Young and cocky, Horton hounded top car owners like Rich Marinelli and Tony Ferraiuolo for a shot. The door finally opened for him at George Smith’s Statewide Racing stable. From 1977-’90, Horton helped build Statewide into the team to beat.

Not only in modified stock cars, Smith’s desire to crack the NASCAR code sent Horton down south, working with Cup Series greats like Bobby Allison and Ken Schrader to advance to racing’s highest level. They made their mark in ARCA, winning five times in 1990 — but Horton’s true heart was back home, on the Northeast’s dirt short tracks.

He returned to the modified scene in a big way by ’94, driving for Dan Madsen, then Bob Faust and a succession of teams until he landed in Chris Larsen’s Halmar car at the end of 2015.

Still not ready to retire at age 67, Horton will partner with Mike Sena this season to continue his legacy.

“The Sensational One” is a fitting nickname — In addition to Horton’s two sportsman titles, he’s won nine modified championships at Bridgeport, five at East Windsor, three at Orange County, a pair at New Egypt and is a two-time titleholder on the DIRT Florida tour. He won “the big one” at Syracuse in 1987 and again in 1994, and is a two-time winner of the Eastern States 200. Horton’s career record currently stands at 465 wins at 37 tracks in eight states and two Canadian provinces.

Gary Tomkins 

Like Horton, Central New Yorker Tomkins knew he always wanted to race, from the time his parents took him to Waterloo as a tot. When he was 15, Tomkins gutted a Dodge Challenger and entered it in the affordable street stock class at Canandaigua.
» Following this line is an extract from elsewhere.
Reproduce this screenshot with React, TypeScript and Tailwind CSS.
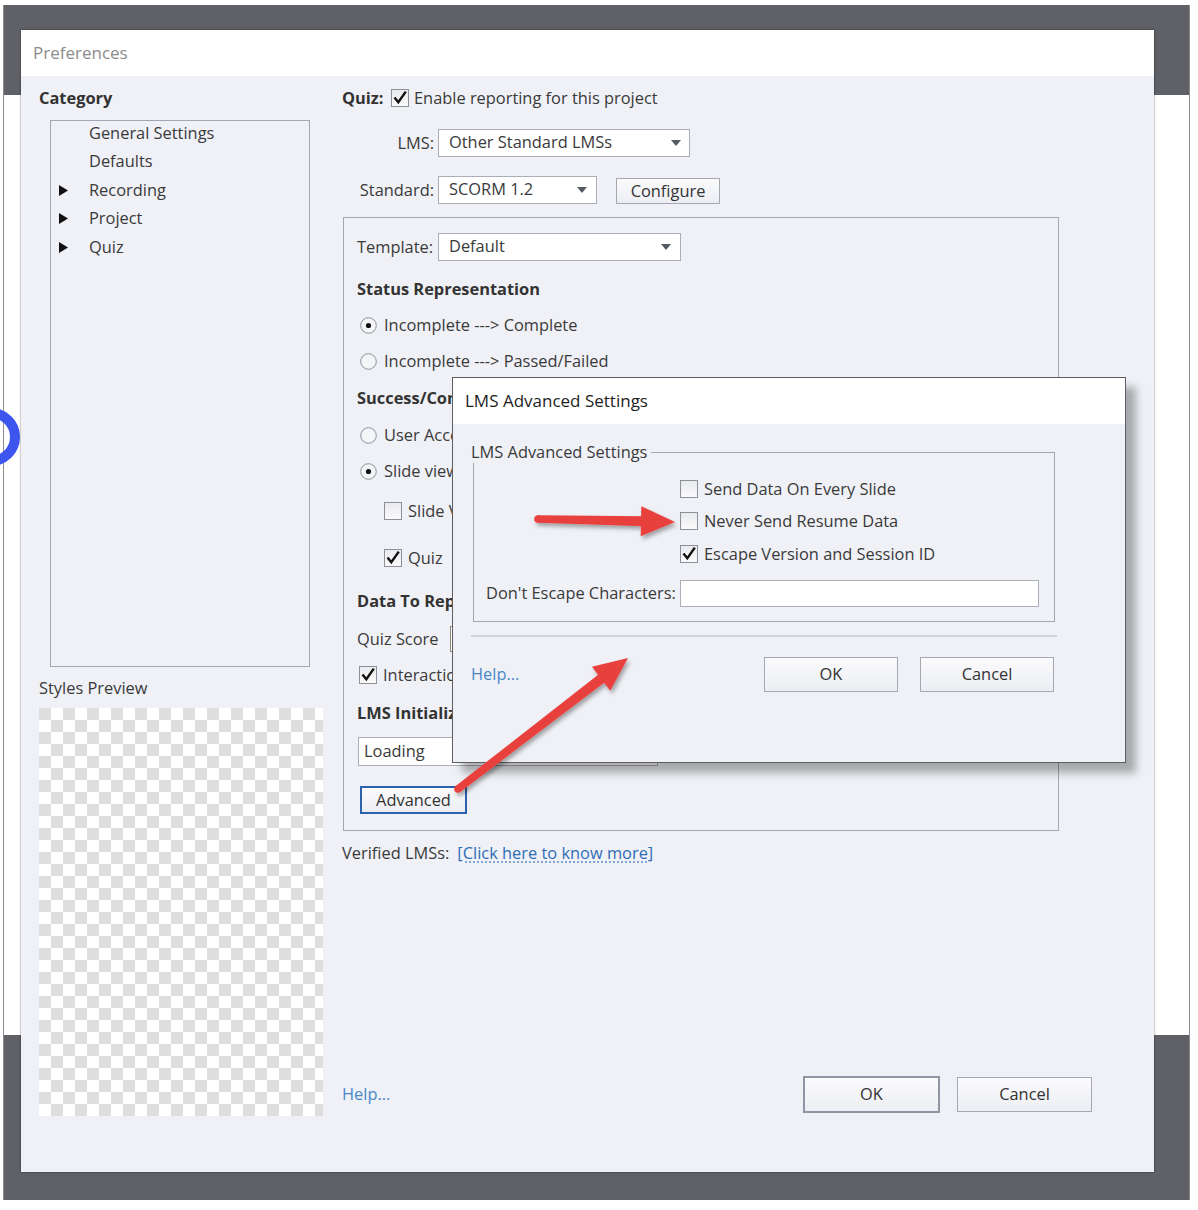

The next two years, he tore up the track, winning 26 times until the car was plain worn out and he was out of high school. Unable to afford the jump to modified equipment, Tomkins spent the next years attending college and working for chassis builder John Birosh, trying to figure his next step. When Birosh was hired by Maynard Troyer in late 1986, Tomkins tagged along, building bodies at the Rochester shop until 1996.

In the meantime, he pieced together a sportsman car, racing to Canandaigua’s division title in 1989. He was still trying to get his foot in the door, helping Troyer star Danny Johnson, and gained some attention as Danny’s relief driver for one race in 1990.

The following year, he replaced Curt Van Pelt in Darrell Simmons’ No. 32 and scored his first modified victory in 1992. The end of ’96, Tomkins replaced Alan Johnson in the Bill Trout modified, with Stu Sheppard turning wrenches and Honeoye sponsor Doug Dulen, who bought out Trout in 2000.

Tomkins hit the jackpot in late 2003 when Jim Beachy picked him to drive the high-profile Pillsbury No. 1, again succeeding Johnson, with hall of fame crew chief Randy Kisacky calling the shots. Tomkins won the first time out for the team, a 100-lap Super DIRT Series event at Hagerstown.

Seven more SDS wins and — more importantly — the 2004 Mr. DIRT Series championship were claimed before the Beachy operation dissolved in 2006. Since then, Tomkins has enjoyed success with Doug Dulen, taking five more SDS victories and winning the Victoria 200 at Utica-Rome for Mike Payne in 2009.

All told, Tomkins has accrued 146 career wins at 14 tracks in the U.S., Canada and Australia. He took the Brewerton Mod title in 2004, and was the Rolling Wheels Modified champion in 2004 and 2005.

Also being honored at the July 10 induction ceremonies are Jake Spraker, Davey Hoffman, Lyle DeVore, Doug Logan, Mandee Pauch Mahaney and Roy Sova.